Farewell, on this memorial day, to two beloved and generous Beatnik troubadours, Peter Orlovsky and Dennis Hopper.

UPDATE: here’s a Shambhala Sun piece about Peter by Steve Silberman, and I’d also like to call attention to the note from David Amram in the comments below …

6 Responses

  1. That is one great picture of
    That is one great picture of AG & PO above — I think it’s even sweeter than the famous naked picture.

    I never met Peter. I happened to go see Allen Ginsberg’s photo exhibit at DC’s National Gallery right after I heard the news of Orlovsky’s passing. The exhibit reinforced my belief that Ginzy (as Corso often called him) was the greatest literary/cultural promoter ever. Somehow, however, Orlovsky never fell into the role that I imagine Allen (I don’t really know) might have wanted for him. Orlovsky was a spirit and muse but he was not a great poet or writer. We probably need good organic farmers more than great writers. I always thought Allen exemplified New York, New York.
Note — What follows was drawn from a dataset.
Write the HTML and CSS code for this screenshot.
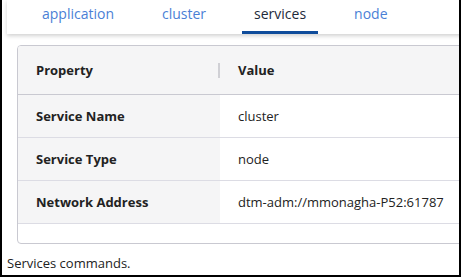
FILE: index.html
```html
<!DOCTYPE html>
<html lang="en">
<head>
    <meta charset="UTF-8">
    <title>Services</title>
    <link rel="stylesheet" href="styles.css">
</head>
<body>
    <div class="frame">
        <div class="tabs">
            <a href="#" class="tab">application</a>
            <a href="#" class="tab">cluster</a>
            <a href="#" class="tab active">services</a>
            <a href="#" class="tab">node</a>
        </div>

        <div class="card">
            <table class="props">
                <thead>
                    <tr>
                        <th class="col-key">Property<span class="sep"></span></th>
                        <th>Value</th>
                    </tr>
                </thead>
                <tbody>
                    <tr>
                        <td class="col-key">Service Name</td>
                        <td>cluster</td>
                    </tr>
                    <tr>
                        <td class="col-key">Service Type</td>
                        <td>node</td>
                    </tr>
                    <tr>
                        <td class="col-key">Network Address</td>
                        <td>dtm-adm://mmonagha-P52:61787</td>
                    </tr>
                </tbody>
            </table>
        </div>

        <p class="note">Services commands.</p>
    </div>
</body>
</html>
```

FILE: styles.css
```css
body {
    margin: 0;
    font-family: "Open Sans", "Noto Sans", sans-serif;
    background: #fff;
    color: #222;
}
.frame {
    height: 277px;
    box-sizing: border-box;
    border: 2px solid #000;
    border-top: none;
    overflow: hidden;
}
.tabs {
    display: flex;
    gap: 24px;
    width: 600px;
    height: 34px;
    margin-left: 5px;
    padding-left: 23px;
    background: #fff;
    box-shadow: 0 2px 4px rgba(0, 0, 0, 0.18);
}
.tab {
    padding: 0 12px 4px;
    font-size: 14px;
    line-height: 27px;
    color: #4a7fd6;
    text-decoration: none;
    border-bottom: 3px solid transparent;
}
.tab.active {
    color: #1d2a3a;
    border-bottom-color: #0f4c9b;
}
.card {
    width: 600px;
    height: 197px;
    margin: 11px 0 0 15px;
    border: 1px solid #c9c9d1;
    border-radius: 4px;
    overflow: hidden;
}
.props {
    width: 100%;
    border-collapse: collapse;
    font-size: 13px;
}
.props th {
    height: 48px;
    text-align: left;
    font-weight: 700;
    background: #f5f5f6;
    border-bottom: 1px solid #c9c9d1;
    padding: 0 18px;
}
.props td {
    height: 42px;
    padding: 0 18px;
    border-bottom: 1px solid #dcdce4;
    color: #222;
}
.props td.col-key {
    font-weight: 700;
    background: #f5f5f6;
}
.col-key {
    width: 166px;
    position: relative;
}
.sep {
    position: absolute;
    right: 0;
    top: 17px;
    width: 2px;
    height: 15px;
    background: #d0d0d5;
}
.note {
    margin: 10px 0 0 5px;
    font-size: 13px;
}
```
In his special way, Peter exemplified a less busy place, Vermont.

  2. In a group of hyperactive
    In a group of hyperactive young individualists, Peter was the most energetic of all of us.

    When it was Peter’s turn to perform at a concert we did together for George McGovern’s presidential campaign at Times Square in 1972, the sound system blew out.

    It didn’t phase Peter for a moment.

    He came up to the podium and sang with such gusto that his baritone voice soared above the traffic and din of Broadway and 42nd St. and kept an audience of passerbys enthralled, especially after he ended the song and gave a crazy spontaneous ten minute rap, which in the opinion of many, was the most original, as well as entertaining speech ever delivered during the entire campaign.

    His free spirit made everything he did always lighten up the proceedings wherever he was.

    In the 1959 film “Pull My Daisy” we will always be able to see Peter as a young radiant free spirit, lighting up the screen in his own special way.

    He was also an accomplished artist and a poet, and for over the fifty years that I knew him, he was someone who could always make you smile whenever you were with him.

    Now he is in that spirit world with Allen, Jack, Neal, Gregory, Lucien, Dodi Muller, Dizzy, Monk, Charlie Parker and all those on the other side whose spirit and work continue to light up the sky.

    Now that Peter is in new surroundings, Bhudda will be smiling more often than ever.

    And every time we think of Peter, so will we.

    David Amram
    Memorial Day
    May 31, 2010
    Putnam Valley, NY

  3. Thursday is Ginz’ b’day. He
    Thursday is Ginz’ b’day. He would have been 84. Peter was his One True Love. They always lit up around each other, got halos or something. It’s true, Peter was the quieter one, but he was every inch the poet. I remember his guitar, not all the strings always in tune but the tune always played by the phrase, not by the tiktok.